2014-08-13 08:34:16 | 
 “ドラマのTBS” 黄金期のディレクター久世光彦(1935-2006)の遺稿を再録した『死のある風景』(2012 新人物往来社 刊)。美術作家・北川健次の写真と装丁によって、ほろりとするほど美しい本に仕上がっている。新刊と言うには少し古いかもしれないが、店頭であらたに見つけて買った本である。早大の演劇博物館でサミュエル・ベケット展〈ドアはわからないくらいに開いている〉を見て、グランド坂のバーで少し昼酒をいただいたあと、高田馬場の芳林堂で立ち読みしながら発見したというわけである。大学時代はここの洋書売場でフランスの映画雑誌「Cahiers du cinéma」を立ち読みしたり、時に買ったりした。あれから何年も経たずして同誌の日本版刊行に携わることになるのだから、青春時代というのは予測が立たないものだ。
 そして今、本書のほか何冊かを買い込んで、そのまま同ビル内のロシア料理屋「チャイカ」に流れてシャシリクを喰らった以上、ひょっとするとこの日が今年で一番しあわせな日だったのではないか(ここのシャシリクは絶品だから)。

 久世光彦がこんなにタナトスをもてあそんだ人だったとは、迂闊にも知らなかった。向田邦子ドラマはじめ彼の演出作品は数えきれぬほど見ているし、彼の小説も少しは読んでいるのに、これは迂闊に過ぎる。向田邦子の青山のマンションで向田と飲んでいて、〈~死〉という言葉を思いつくままに挙げてみようという遊びに興じた思い出が、巻頭の文である。出てくる言葉──病死、急死からはじまり、爆死、戦死、犬死と向田邦子が鉛筆でいたずら書きをし──縊死、圧死、窒息死、轢死、水死、凍死、窮死、頓死、情死、変死、横死──「どうしてこんなにあるんだろう?」と向田が溜息する──客死、憤死、溺死、殉死エトセトラエトセトラ。
 曰く「しかし考えてみれば、小さなことを気に病んだり、ご飯を食べる箸を止めてぼんやりしたり、焦ったり苛立ったりした人生も、納まりがついてしまえば、たった三十ばかりの言葉に分類されておしまいである。少なくとも〈~死〉とおなじ数だけの〈~生〉がなければおかしいのに、そんな熟語を、私たちは一つも思い出すことができなかった。」(本書7ページ)
 最終章の一文を久世は「〈空舞台〉という芝居の用語が好きである」と書き出している。カラブタイ、ご存じですか、小津安二郎が得意とする、それまで人がいたのにその人たちが立ち去ったあとに提示される無人ショット…小津の遺作『秋刀魚の味』(1962)のラスト近く、祝言の用意ができた岩下志麻、笠智衆、岡田茉莉子ら一行が発ったあと、二階の部屋の薄暗い無人のカット(鏡、窓、文机など)が3発挿入される。あれデス。

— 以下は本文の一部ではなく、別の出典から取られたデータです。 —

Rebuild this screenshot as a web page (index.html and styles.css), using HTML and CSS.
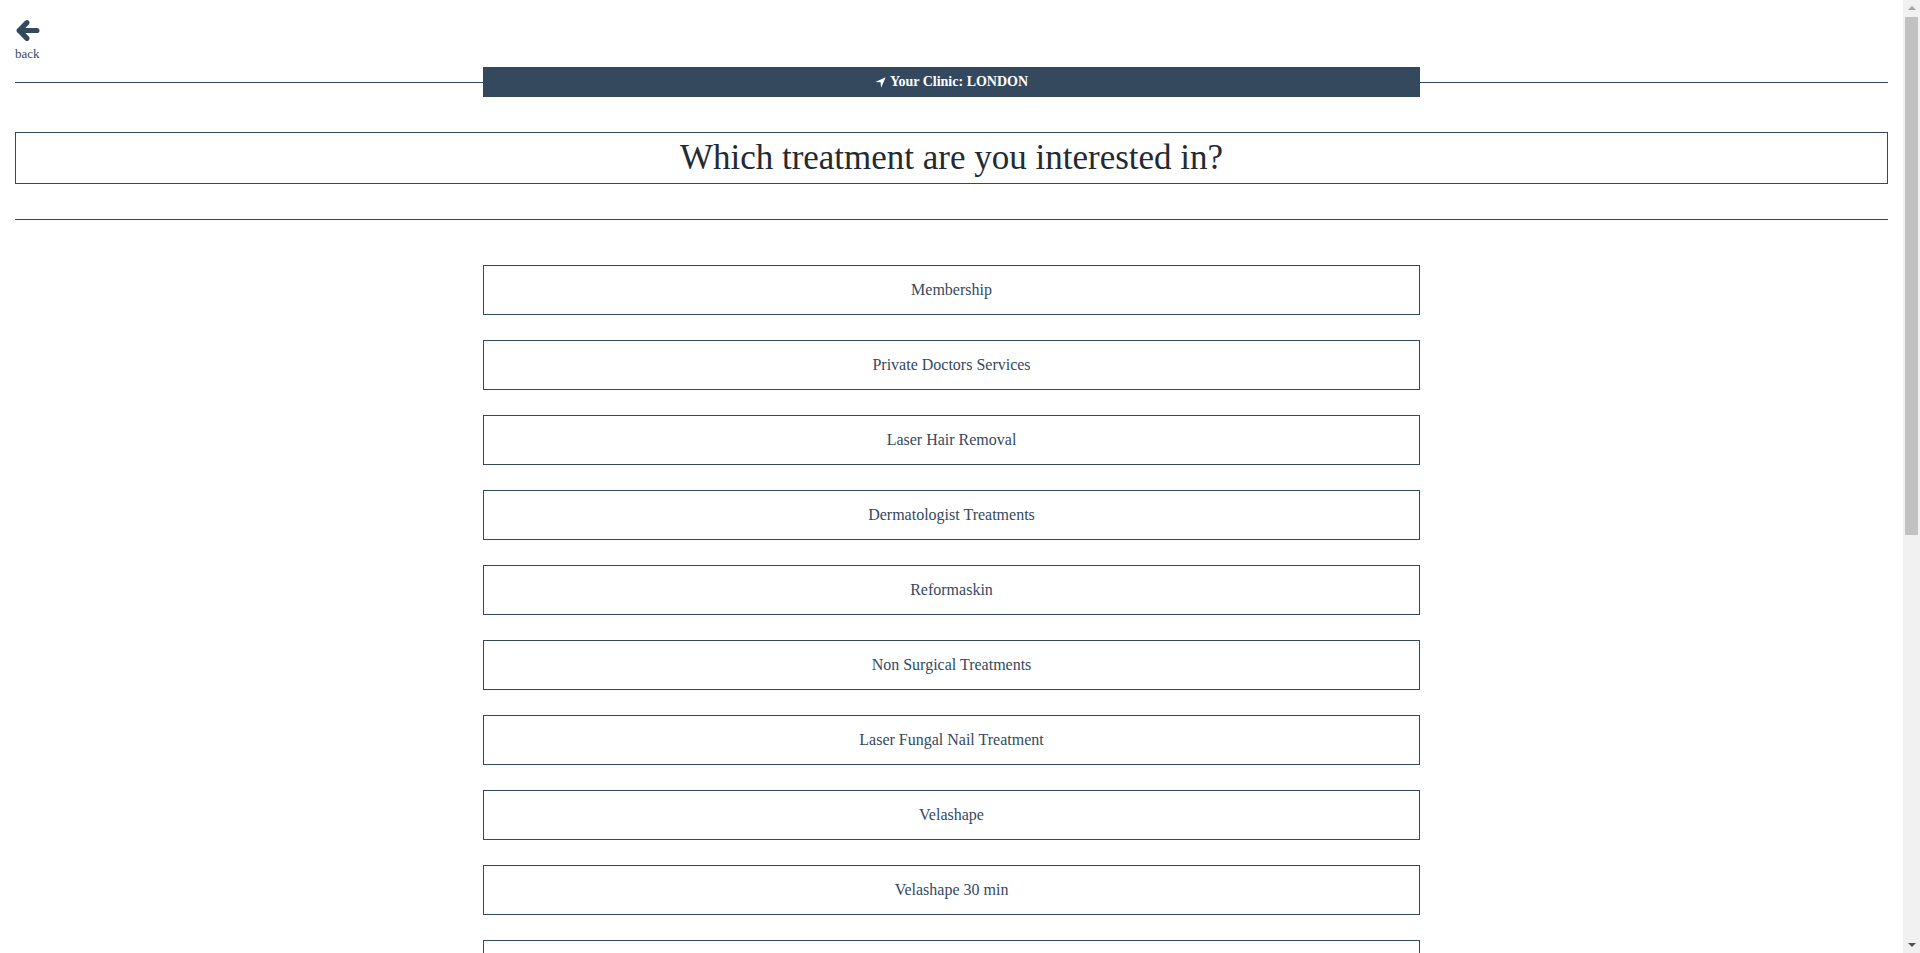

 曰く「人はいつかいなくなる。あんなに息を弾ませて走っていた人たちも、胸がつぶれるほどの思いで男を愛した女たちも──みんないなくなって芝居は終わり、空舞台だけがそこに残る。芝居にしても映画にしても、あるいは詩や小説にしても、とどのつまりは〈そして誰もいなくなった〉ことを無残に確かめるものなのではないか。(中略)まずは顔のアップだったものが、次に等身大になり、それからカメラは引いて人の姿は次第に小さくなり、やがて表情はおろか、男女の性別さえわからないくらいの、小さな黒い点になってしまうのだ。──芸術と言われるものの〈感動〉は、そこにしかない。」(本書248ページ)

 ところで久世本人の死は、夫人のあとがきによれば、夜明けの自宅キッチンでの「急死」ということになるだろうか。向田邦子は旅客機の墜落で死んだから、「爆死」だろうか。むかしある異性が、私の死に方としては「客死がいい」と嬉しそうに言ってくれたことがある。そんな高級な死に方を実現する自信はまるでないが、仮に冗談だとしても、そんなふうに人からからかってもらえるだけで、私としても生き甲斐も死に甲斐もあるというものである、と思わねばなるまい。